O Alberto Fernandes era meu amigo dileto, confidente, um terceiro irmão cuja morte encerra tragicamente o capítulo da nossa participação na direção da Miguel Torga onde a sua cadeira desocupada cria um vazio impreenchível.
Se é verdade que as amizades cúmplices, desinteressadas e perenes são as que se fazem na juventude, então a nossa foi a exceção que confirma a regra, a lotaria que, por uma vez, conseguimos ganhar ou um tiro na lei das probabilidades.
Conhecemo-nos na Escola Miguel Torga, em 1990, homens feitos, casados e com filhos.

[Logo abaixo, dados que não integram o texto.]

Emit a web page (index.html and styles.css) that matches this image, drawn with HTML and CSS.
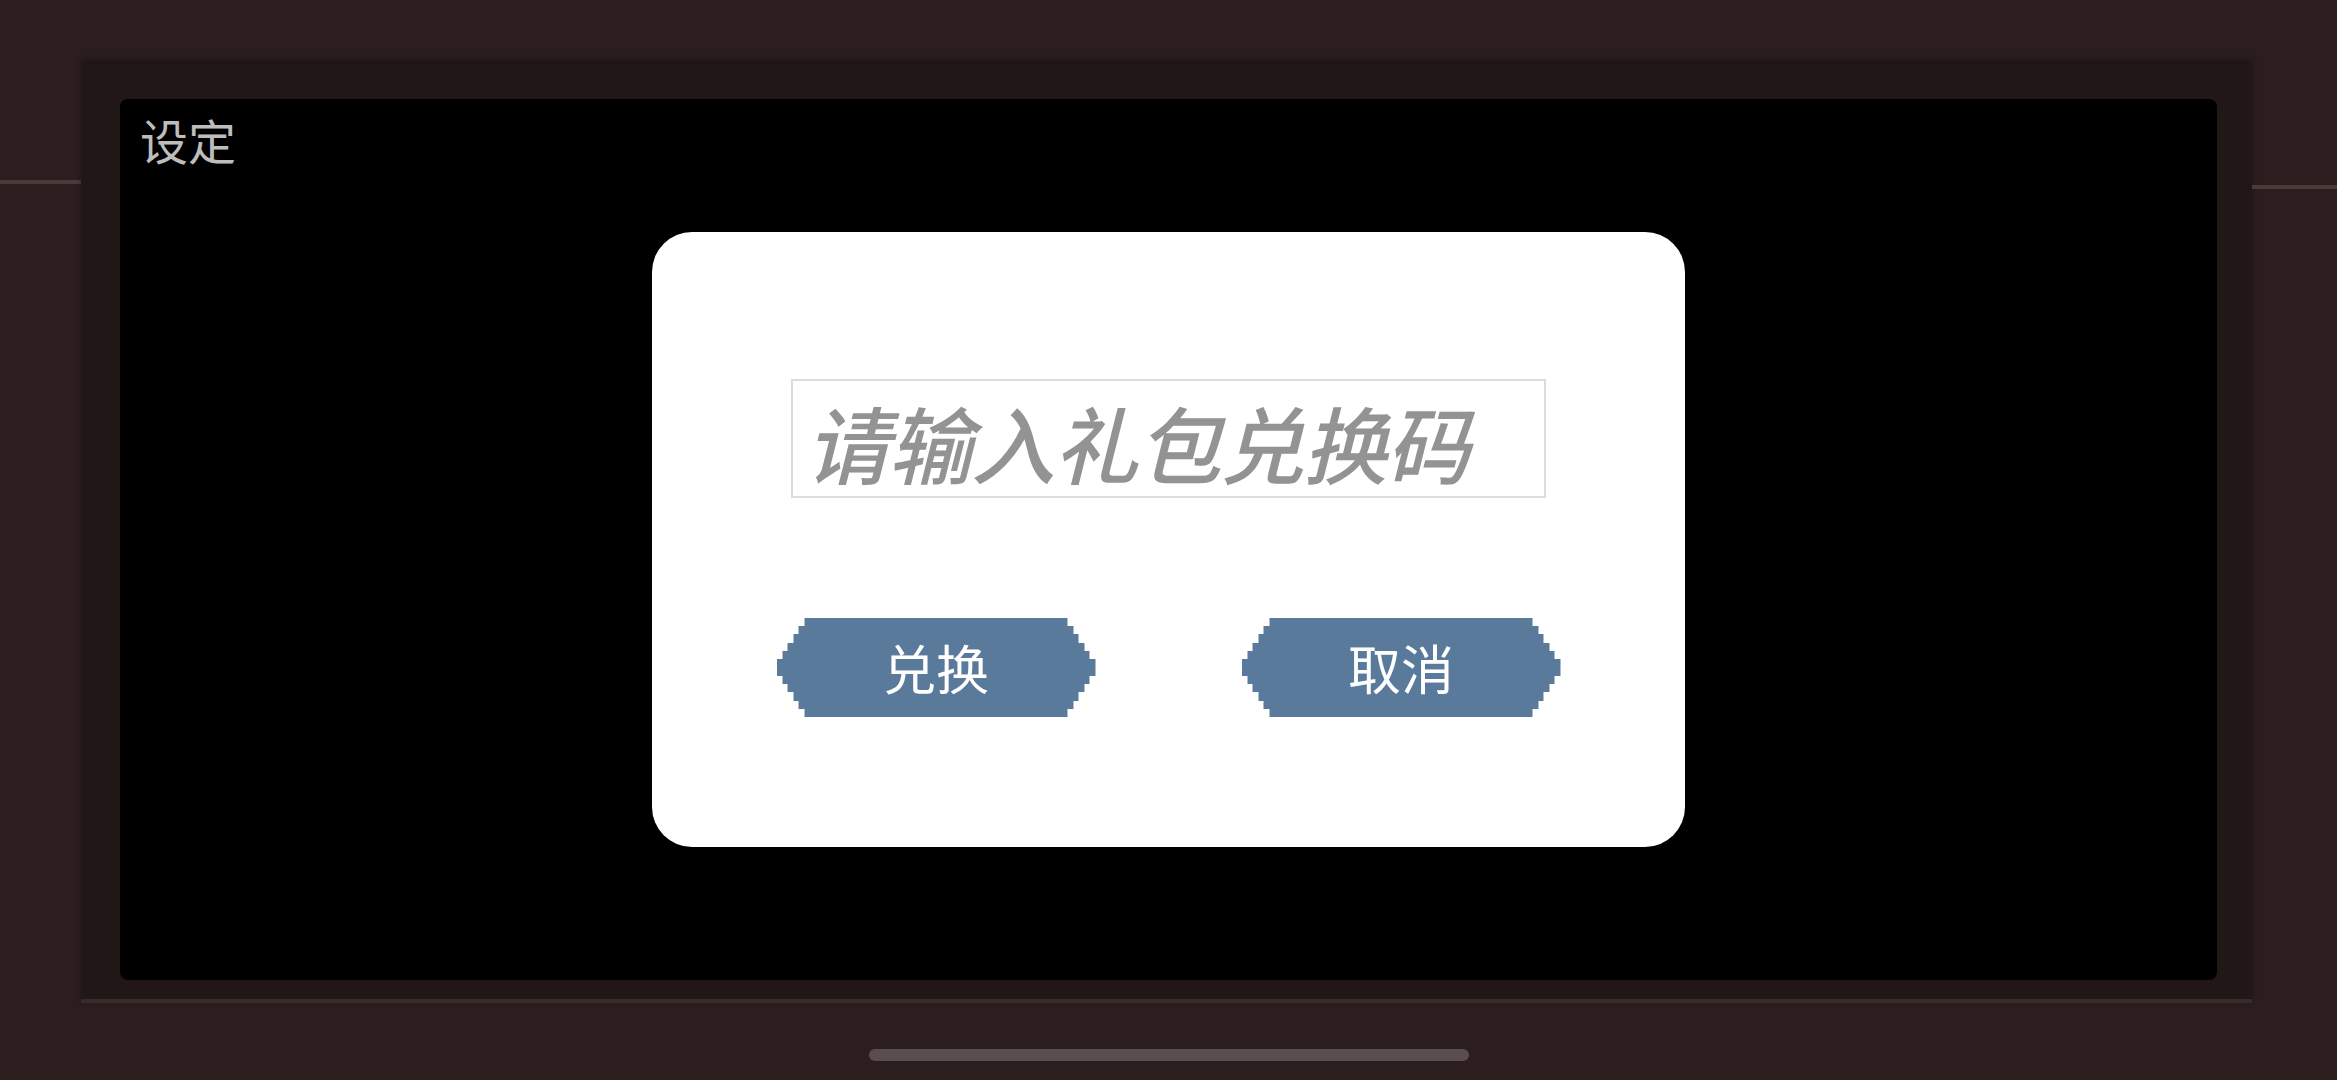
FILE: index.html
```html
<!DOCTYPE html>
<html lang="zh-CN">
<head>
    <meta charset="UTF-8">
    <meta name="viewport" content="width=device-width, initial-scale=1.0">
    <title>设定</title>
    <link rel="stylesheet" href="styles.css">
</head>
<body>
    <div class="side side-left"><div class="side-line"></div></div>
    <div class="frame">
        <div class="screen">
            <div class="title">设定</div>
            <div class="dialog">
                <input class="code-input" type="text" placeholder="请输入礼包兑换码">
                <div class="actions">
                    <button class="pixel-btn">兑换</button>
                    <button class="pixel-btn">取消</button>
                </div>
            </div>
        </div>
    </div>
    <div class="side side-right"><div class="side-line"></div></div>
    <div class="home-row"><div class="home-bar"></div></div>
</body>
</html>
```

FILE: styles.css
```css
html, body {
    margin: 0;
    padding: 0;
}
body {
    width: 2337px;
    height: 1080px;
    overflow: hidden;
    background-color: #2c1e1e;
    font-family: "Noto Sans CJK SC", "Noto Sans", sans-serif;
    display: grid;
    grid-template-columns: 81px 1fr 85px;
    grid-template-rows: 63px 940px 1fr;
}
.side {
    grid-row: 2;
}
.side-left {
    grid-column: 1;
    padding-top: 117px;
}
.side-right {
    grid-column: 3;
    padding-top: 122px;
}
.side-line {
    height: 4px;
    background-color: #4a3b3b;
}
.frame {
    grid-column: 2;
    grid-row: 2;
    background-color: #221717;
    border-bottom: 4px solid #3a2a2a;
    box-shadow: 0 -3px 6px rgba(0, 0, 0, 0.35);
    padding: 36px 35px 19px 39px;
    display: flex;
}
.screen {
    flex: 1;
    background-color: #000;
    border-radius: 8px;
    display: grid;
}
.title {
    grid-area: 1 / 1;
    justify-self: start;
    align-self: start;
    margin: 12px 0 0 20px;
    font-size: 48px;
    line-height: 1.2;
    color: #bdbdbd;
    -webkit-font-smoothing: none;
}
.dialog {
    grid-area: 1 / 1;
    justify-self: center;
    align-self: center;
    width: 1033px;
    height: 615px;
    box-sizing: border-box;
    background-color: #fff;
    border-radius: 40px;
    padding-top: 147px;
    display: flex;
    flex-direction: column;
    align-items: center;
    gap: 120px;
}
.code-input {
    width: 755px;
    height: 119px;
    box-sizing: border-box;
    border: 2px solid #dcdcdc;
    padding: 6px 0 0 12px;
    margin: 0;
    font-family: "Noto Sans CJK SC", "Noto Sans", sans-serif;
    font-size: 84px;
    font-weight: 500;
    font-style: italic;
    letter-spacing: -1px;
    color: #555;
    outline: none;
    background: #fff;
}
.code-input::placeholder {
    color: #939393;
}
.actions {
    display: flex;
    gap: 146px;
}
.pixel-btn {
    width: 319px;
    height: 99px;
    border: none;
    padding: 0 0 2px 0;
    margin: 0;
    background-color: #5a7a9c;
    color: #fff;
    font-family: "Noto Sans CJK SC", "Noto Sans", sans-serif;
    font-size: 53px;
    cursor: pointer;
    clip-path: polygon(28px 0, 291px 0, 291px 8px, 297px 8px, 297px 16px, 302px 16px, 302px 25px, 308px 25px, 308px 33px, 313px 33px, 313px 41px, 319px 41px, 319px 58px, 313px 58px, 313px 66px, 308px 66px, 308px 74px, 302px 74px, 302px 83px, 297px 83px, 297px 91px, 291px 91px, 291px 99px, 28px 99px, 28px 91px, 22px 91px, 22px 83px, 17px 83px, 17px 74px, 11px 74px, 11px 66px, 6px 66px, 6px 58px, 0 58px, 0 41px, 6px 41px, 6px 33px, 11px 33px, 11px 25px, 17px 25px, 17px 16px, 22px 16px, 22px 8px, 28px 8px);
}
.home-row {
    grid-column: 1 / 4;
    grid-row: 3;
    display: flex;
    justify-content: center;
    padding-top: 46px;
}
.home-bar {
    width: 600px;
    height: 12px;
    border-radius: 6px;
    background-color: #5a4d4d;
}
```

Desde 1991 a 2016, fomos parceiros na gestão e desenvolvemos em conjunto um trabalho profícuo que deu azo a um imenso respeito mútuo. Na gestão da escola, o Alberto revelou-se senhor de uma inteligência luminar; com uma sensibilidade e um sentido de humor finos; um homem culto e intrinsecamente curioso; um humanista vertical e corajoso, defensor dos desprotegidos, da verdade, da justiça e da legalidade; um jurista distinto e seguro, arguto e capaz de golpes de asa assinaláveis; um resistente que continuou na gestão já ferido de morte enquanto o corpo o deixou ir.
O Alberto Fernandes ficará justamente associado ao sucesso da Escola e do Agrupamento Miguel Torga, como corresponsável dos projetos, resoluções, realizações, das lutas e vitórias e como seu defensor indubitável até ao fim.
O nosso convívio aturado criou uma amizade canina, cimentada em 25 anos de partilha diária, muitas horas por dia, no trabalho e na relação íntima e familiar. Descobri então no Alberto as qualidades que fizeram dele o meu paradigma de “Homem”: um amigo incondicional, de uma lealdade e honradez raras, de uma genuinidade cristalina e de uma solidariedade a toda a prova; sempre presente nas horas difíceis com a palavra certa, um conselheiro com uma sensatez inata que procurava consensos, mas sem virar a cara à luta; rijo como as fragas de Benlhevai e inquebrantável nos princípios que o norteavam, de quem guardo queridas recordações, uma saudade insuperável e um sentimento de perda irreparável.
Era também um contador de histórias excecional. Como diria o Viriato Manhas, “o mais valente contador de histórias que alguma vez pisou a face deste mundo”.
Um dia, numa tarde de conversa amena, à sombra de uma parreira, veio à baila a ideia de publicarmos a meias um livro de contos, mas, umas vezes porque adiei, outras porque adiou ele, o projeto que ainda mais nos irmanaria foi sendo protelado para melhor hora (“depois vê-se…”). Embora ainda agora me custe a acreditar, a hora passou.
Sempre pensei que, como os estorninhos, o Alberto Fernandes era imortal e resistiria ao que fosse, até à pior das intempéries. Fui testemunha das suas batalhas em que mostrou força sobre-humana, da tenacidade que desmentia os piores prognósticos. Vi-o sempre vencer quando os restantes mortais já achavam impossível.
O Alberto amava a vida e só a aliança brutal de doenças fatais lhe conseguiriam suster à traição o sopro, deixando órfãs as duas filhas e a mulher que adorava, a sua família e os amigos, a sua Benlhevai e o seu Trás-os-Montes míticos.
Acredito que no nosso ninho xistoso continuará a inçar gente que, como as estevas e as carrasqueiras, singrem no chão magro.
Oxalá os vindouros sejam feitos da fibra que fez o meu amigo Alberto Fernandes.